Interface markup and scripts
◆ ◆ ◆

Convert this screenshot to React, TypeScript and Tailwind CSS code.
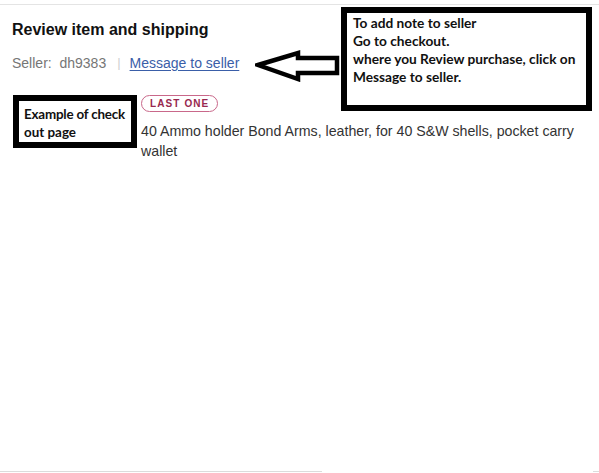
import React from "react";

export default function App() {
  return (
    <div className="relative w-[599px] h-[473px] bg-white overflow-hidden flex flex-col" style={{ fontFamily: '"Liberation Sans", Arial, sans-serif' }}>
      <div className="mt-[4px] h-px w-full bg-[#e4e4e4]" />
      <div className="pl-[12px] mt-[15px] text-[16px] leading-[20px] font-bold text-[#111]">Review item and shipping</div>
      <div className="pl-[12px] mt-[13px] flex items-center text-[14px] leading-[20px]">
        <span className="text-[#767676] whitespace-pre">Seller:  dh9383</span>
        <span className="ml-[11px] text-[#d0d0d0] text-[13px]">|</span>
        <a className="ml-[9px] text-[#3a5ea8] underline underline-offset-2" href="#">Message to seller</a>
      </div>
      <div className="ml-[141px] mt-[22px] w-[450px] flex flex-col items-start">
        <span className="h-[17px] px-[8px] rounded-full border border-[#c9688a] text-[#98284f] text-[10px] leading-[15px] font-bold tracking-[1.1px]">LAST ONE</span>
        <p className="mt-[9px] text-[14.2px] leading-[20px] text-[#333]">40 Ammo holder Bond Arms, leather, for 40 S&amp;W shells, pocket carry wallet</p>
      </div>
      <div className="mt-auto mb-[1px] flex justify-between">
        <div className="h-px w-[322px] bg-[#dcdcdc]" />
        <div className="h-px w-[6px] bg-[#dcdcdc]" />
      </div>

      <svg className="absolute left-[255px] top-[48px]" width="86" height="34" viewBox="0 0 86 34">
        <polygon points="3,17 43,5 43,10 82,10 82,25 43,25 43,31" fill="white" stroke="black" strokeWidth="4.5" strokeLinejoin="miter" />
      </svg>

      <div className="absolute left-[341px] top-[7px] w-[251px] h-[104px] border-[6px] border-black bg-white pl-[6px] pt-[1px] text-[13.7px] leading-[18px] font-bold text-[#111] whitespace-nowrap" style={{ fontFamily: 'Lato, "Open Sans", sans-serif' }}>
        <div>To add note to seller</div>
        <div>Go to checkout.</div>
        <div>where you Review purchase, click on</div>
        <div>Message to seller.</div>
      </div>

      <div className="absolute left-[13px] top-[95px] w-[124px] h-[53px] border-[6px] border-black bg-white pl-[5px] pt-[4px] text-[13.4px] leading-[18px] font-bold text-[#111] whitespace-nowrap" style={{ fontFamily: 'Lato, "Open Sans", sans-serif' }}>
        <div className="tracking-[-0.2px]">Example of check</div>
        <div>out page</div>
      </div>
    </div>
  );
}
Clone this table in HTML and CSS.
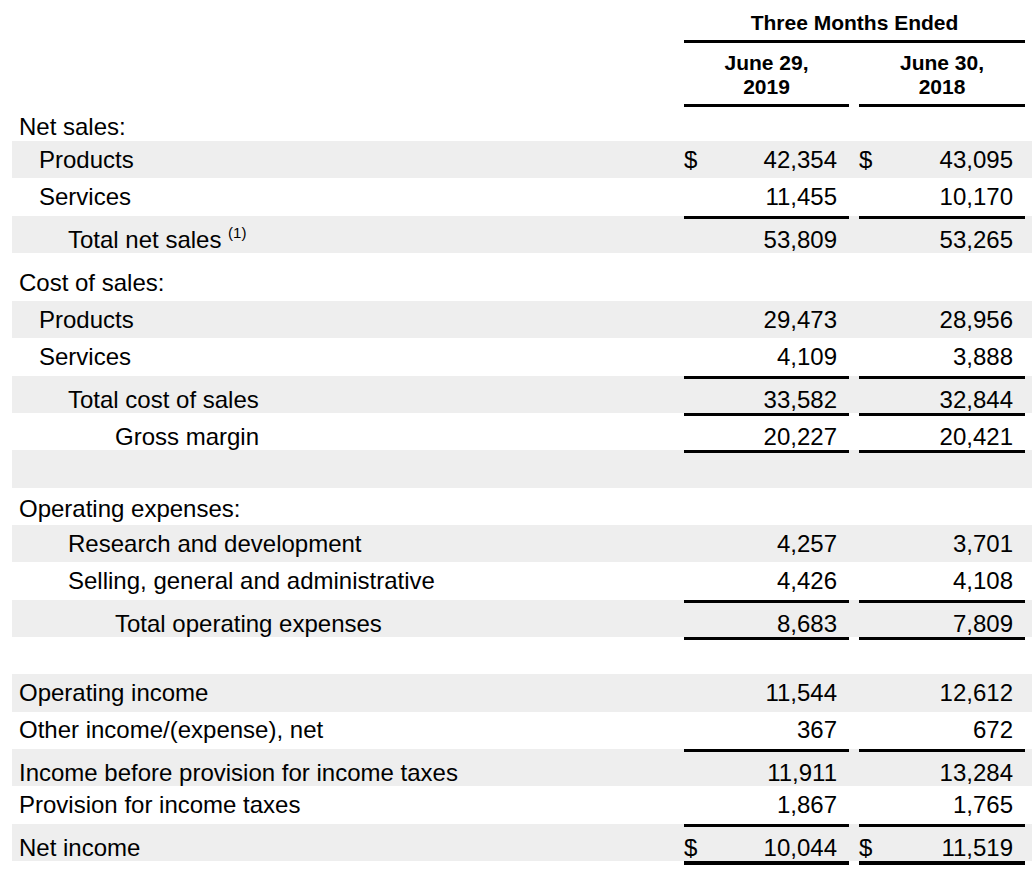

◆ ◆ ◆

What to do
Quote the records in full and exactly; skip any image.

Exercise output
Convert this screenshot to React, TypeScript and Tailwind CSS code.
import React from "react";

export default function App() {
  return (
    <div className="relative w-[599px] h-[473px] bg-white overflow-hidden flex flex-col" style={{ fontFamily: '"Liberation Sans", Arial, sans-serif' }}>
      <div className="mt-[4px] h-px w-full bg-[#e4e4e4]" />
      <div className="pl-[12px] mt-[15px] text-[16px] leading-[20px] font-bold text-[#111]">Review item and shipping</div>
      <div className="pl-[12px] mt-[13px] flex items-center text-[14px] leading-[20px]">
        <span className="text-[#767676] whitespace-pre">Seller:  dh9383</span>
        <span className="ml-[11px] text-[#d0d0d0] text-[13px]">|</span>
        <a className="ml-[9px] text-[#3a5ea8] underline underline-offset-2" href="#">Message to seller</a>
      </div>
      <div className="ml-[141px] mt-[22px] w-[450px] flex flex-col items-start">
        <span className="h-[17px] px-[8px] rounded-full border border-[#c9688a] text-[#98284f] text-[10px] leading-[15px] font-bold tracking-[1.1px]">LAST ONE</span>
        <p className="mt-[9px] text-[14.2px] leading-[20px] text-[#333]">40 Ammo holder Bond Arms, leather, for 40 S&amp;W shells, pocket carry wallet</p>
      </div>
      <div className="mt-auto mb-[1px] flex justify-between">
        <div className="h-px w-[322px] bg-[#dcdcdc]" />
        <div className="h-px w-[6px] bg-[#dcdcdc]" />
      </div>

      <svg className="absolute left-[255px] top-[48px]" width="86" height="34" viewBox="0 0 86 34">
        <polygon points="3,17 43,5 43,10 82,10 82,25 43,25 43,31" fill="white" stroke="black" strokeWidth="4.5" strokeLinejoin="miter" />
      </svg>

      <div className="absolute left-[341px] top-[7px] w-[251px] h-[104px] border-[6px] border-black bg-white pl-[6px] pt-[1px] text-[13.7px] leading-[18px] font-bold text-[#111] whitespace-nowrap" style={{ fontFamily: 'Lato, "Open Sans", sans-serif' }}>
        <div>To add note to seller</div>
        <div>Go to checkout.</div>
        <div>where you Review purchase, click on</div>
        <div>Message to seller.</div>
      </div>

      <div className="absolute left-[13px] top-[95px] w-[124px] h-[53px] border-[6px] border-black bg-white pl-[5px] pt-[4px] text-[13.4px] leading-[18px] font-bold text-[#111] whitespace-nowrap" style={{ fontFamily: 'Lato, "Open Sans", sans-serif' }}>
        <div className="tracking-[-0.2px]">Example of check</div>
        <div>out page</div>
      </div>
    </div>
  );
}
Clone this table in HTML and CSS.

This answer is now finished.